Gregg Yan


Banner photo by Gregg Yan

Gruff and grizzled, the guardian fixes me with a steely gaze, his eyes the colour of flame. It’s as if he is gauging my character and the purity of my purpose. Baring his yellow teeth, he holds out an upturned palm, barring me from going further.

“We should give offerings,” cautions a sweating Munir Hamsaji, one of my climbing teammates. Having climbed this mountain many times before, Munir cautiously unties a knotted plastic bag, takes a crusty piece of bread and tosses it to the waiting warden. Delighted, the long-tailed macaque snatches the treat and scampers off hooting into the forest. Relieved, we trek on. Bud Bongao’s guardians have allowed us passage.

Cloaking its secrets in verdure and mist, Bud Bongao is Tawi-Tawi’s most famous mountain, rearing steeply 340 meters above the sea. It’s a revered pilgrimage site for both Christians and Muslims, who come in droves to brave slippery rocks and the snarl of undergrowth to visit one of three carefully-tended Tampat or shrines.

Over 630 years ago, Arab merchant Karim ul-Makhdum landed in the Philippines to spread Islam, establishing the country’s first mosque – Sheik Karimal Makdum Masjid – in Simunul, a small island off the coast of Tawi-Tawi. Legend has it that one of his original followers – a preacher – was buried atop Bud Bongao.
Today the mountain is a 250-hectare treasure trove of biodiversity and one of the last remaining moist forests in the Sulu archipelago. It is also the first site in the Autonomous Region of Muslim Mindanao (ARMM) to be administered completely by the local government.

Bud Bongao is an icon of terrestrial biodiversity conservation and eco-tourism in Tawi-Tawi because of the wealth of its wildlife and its unique cultural importance,” says World Wide Fund for Nature (WWF) Tawi-Tawi Project Manager Dr. Filemon Romero.  Once managed by WWF and the Philippines government, the mountain is now being looked after by the local government of Tawi-Tawi in a move towards local, decentralized biodiversity management that’s seen as a potential template for other similar areas.

Following the spine of Bud Bongao, we pass an enormous Molave tree said to be the largest of its kind in the country. We finally break free of the forest’s dappled gloom to reach the sunbathed summit. Savouring a few breaths, plus the glittering view of the Celebes Sea, I look south – squinting at the faint outline of Malaysian Borneo. Around us, branches are adorned with knotted strips of plastic, cloth and foil – prayers for safe passage. Ribbons of cloud float lazily overhead.
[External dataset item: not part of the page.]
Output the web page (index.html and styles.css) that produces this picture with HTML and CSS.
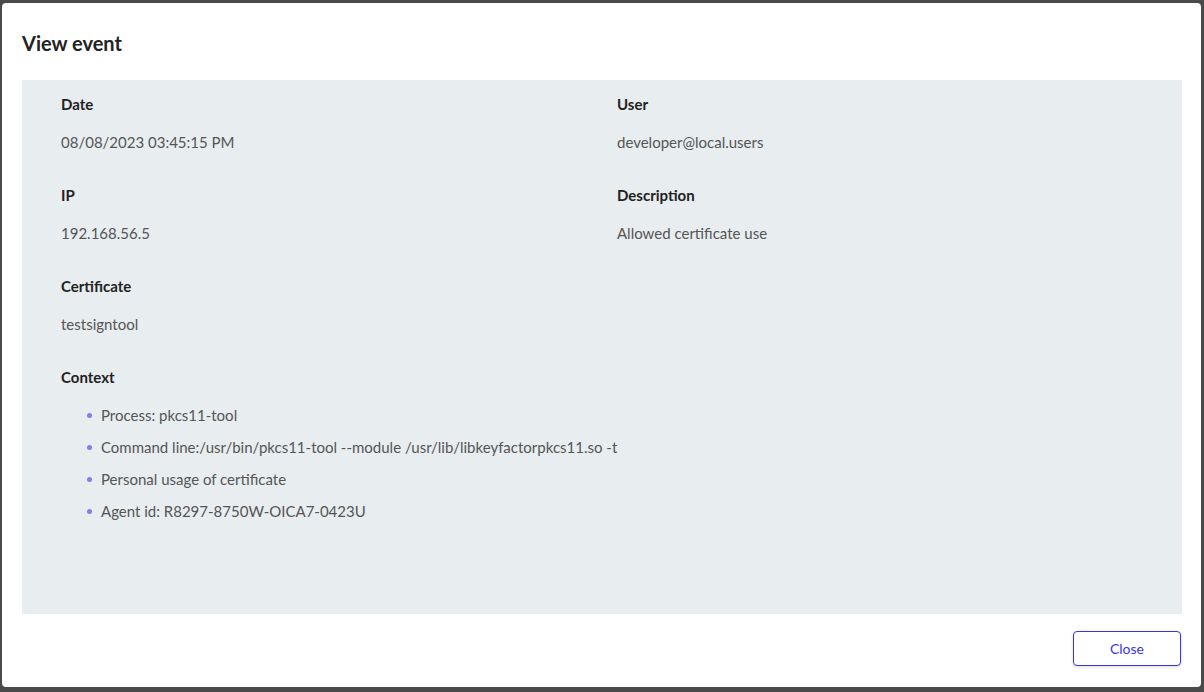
FILE: index.html
```html
<!DOCTYPE html>
<html lang="en">
<head>
  <meta charset="UTF-8">
  <meta name="viewport" content="width=device-width, initial-scale=1.0">
  <title>View event</title>
  <link rel="stylesheet" href="styles.css">
</head>
<body>

<div class="modal">
  <div class="modal-header">
    <h2>View event</h2>
  </div>

  <!-- Event details -->
  <div class="modal-body">
    <div class="fields">
      <div class="field">
        <div class="label">Date</div>
        <div class="value">08/08/2023 03:45:15 PM</div>
      </div>
      <div class="field">
        <div class="label">User</div>
        <div class="value">developer@local.users</div>
      </div>
      <div class="field">
        <div class="label">IP</div>
        <div class="value">192.168.56.5</div>
      </div>
      <div class="field">
        <div class="label">Description</div>
        <div class="value">Allowed certificate use</div>
      </div>
      <div class="field">
        <div class="label">Certificate</div>
        <div class="value">testsigntool</div>
      </div>
      <div class="field"></div>
      <div class="field wide">
        <div class="label">Context</div>
        <ul class="context">
          <li>Process: pkcs11-tool</li>
          <li>Command line:/usr/bin/pkcs11-tool --module /usr/lib/libkeyfactorpkcs11.so -t</li>
          <li>Personal usage of certificate</li>
          <li>Agent id: R8297-8750W-OICA7-0423U</li>
        </ul>
      </div>
    </div>
  </div>

  <div class="modal-footer">
    <button class="btn-close">Close</button>
  </div>
</div>

</body>
</html>
```

FILE: styles.css
```css
html, body {
  height: 100%;
}
body {
  margin: 0;
  padding: 3px 3px 5px 2px;
  box-sizing: border-box;
  background-color: #4a4a4a;
  font-family: Lato, "Open Sans", sans-serif;
  display: flex;
}
.modal {
  flex: 1;
  display: flex;
  flex-direction: column;
  background-color: #fff;
  border-radius: 4px;
}
.modal-header {
  height: 77px;
  padding: 0 20px;
  display: flex;
  align-items: center;
}
.modal-header h2 {
  margin: 2px 0 0;
  font-size: 20px;
  font-weight: 700;
  color: #222;
}
.modal-body {
  flex: 1;
  margin: 0 19px 0 20px;
  padding: 14px 39px;
  background-color: #e8edf0;
}
.fields {
  display: grid;
  grid-template-columns: 1fr 1fr;
  column-gap: 30px;
}
.field {
  margin-bottom: 33px;
}
.field.wide {
  grid-column: 1 / 3;
}
.label {
  font-size: 15px;
  line-height: 20px;
  font-weight: 700;
  color: #222;
  margin-bottom: 18px;
}
.value {
  font-size: 15px;
  line-height: 20px;
  color: #555;
}
.context {
  margin: 0;
  padding-left: 40px;
  list-style: none;
}
.context li {
  position: relative;
  font-size: 15px;
  line-height: 20px;
  color: #555;
  margin-bottom: 12px;
}
.context li::before {
  content: "";
  position: absolute;
  left: -14px;
  top: 8px;
  width: 5px;
  height: 5px;
  border-radius: 50%;
  background-color: #7f7ff5;
}
.modal-footer {
  height: 73px;
  padding: 17px 20px 0;
  box-sizing: border-box;
  display: flex;
  justify-content: flex-end;
  align-items: flex-start;
}
.btn-close {
  width: 108px;
  height: 35px;
  background-color: #fff;
  border: 1px solid #3535e6;
  border-radius: 4px;
  color: #3535e6;
  font-family: inherit;
  font-size: 14px;
  box-shadow: 0 1px 3px rgba(0, 0, 0, 0.15);
  cursor: pointer;
}
```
Descending, we encounter a group of Muslim pilgrims, decked out in bright regalia, the women wholly covered in long gowns and hijab scarves. I wonder how they can stand the heat – bearing umbrellas and basketfuls of food to boot. We stop and talk with an Imam, a religious leader.

“The preacher wished to be buried atop the highest point in Bongao so his followers can prove their sincerity,” explains Ishmael Uto. “This weeds out the unworthy, ensuring that pilgrims work hard to turn wishes into reality.”

My sole wish is for the mountain’s guardians – humans, spirits and monkeys alike – to continue protecting one of the last bastions of terrestrial biodiversity in Sulu.

Parting ways as pilgrims to the same God, I turn to the venerable Imam and say, “Salaam alaiukum.” He smiles and shakes my hand warmly. “And peace be with you, brother.”